[Netarchivesuite-users] Some questions

Tue Nov 24 17:57:43 CET 2009

Thanks Bjarne for your answer!

We had to interacte in heritrix with many jobs. For that we're pausing the crawler, then deleting the unnecessary seeds, and the continue, so that the crawler will end normally. And all these domains get correct status messages like Domain completed or max. byte limited reached. Just in 3 jobs (out of over 200), all domains under the limit have the status Harvesting aborted.
I also think that that was a problem with communication or something else. I am just thinking that the status is wrong. And I also want to prevent, that these domains get crawled again in the second stage.
So I think it should help, when I change the state in the DB, then these domains should not included in the 2nd stage. Is there anything else to think about it or is just the status taken for evaluating this?
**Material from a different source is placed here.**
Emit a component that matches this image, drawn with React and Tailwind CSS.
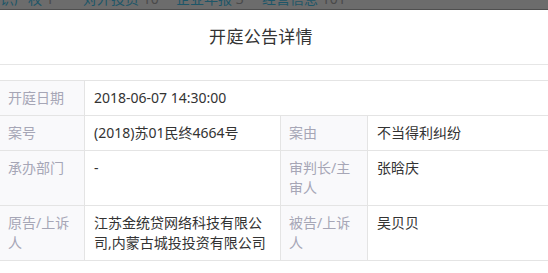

For the last 60 jobs we do not even have a start time. But they all are receiving it. Slowly but they get it :) I don't now why. Do you think that could be a result of manipulating the JMS MONITOR Queue ? (we still have to delete messages out of this queue, otherwise it would overrun)

Well, we now have to wait for the last jobs. Then we can change the NAS Version. And we also think about to change back to mysql since the "lost connection" problem is solved.

Coming back to my 3rd question. What are you think about an additional status for, let's say "corrected" for corrected jobs, when for example the upload failed and the upload skript later can successfully copy the files to the storage.

Regards
a.

> Did you perhaps use the heritrix-GUI to stop the jobs showing "harvesting aborted" ?? We had a similar error in our last snapshot with many jobs acting this way. That lead to way too many jobs turning up in the 2nd stage of the harvest - all domains with stop-reason "Harvesting aborted" - no matter they reached the 10Mb limit or not.
>
> I hope (and expect) that bug to have been fixed - I know Colin have been working on exactly that problem. 
>
> The start time should definately update seconds after a harvester instance starts a job - otherwise the scheduler (part of the GUIApplication) is not recieving these messages right.
>
> Stop time is updated after the last row in the history table is inserted for each job. If no stop-time ever occurs that could mean that the message from the harvester to the GUIApplication was lost (e.g. because of lost JMS-connection) - that should also be much more stable in 3.10 (I heard an installation survived a JMS-broker restart without trouble)
>
> one insert every 2 seconds sounds quite slow - are your admin-machine overloaded ?
>
> -
> Bjarne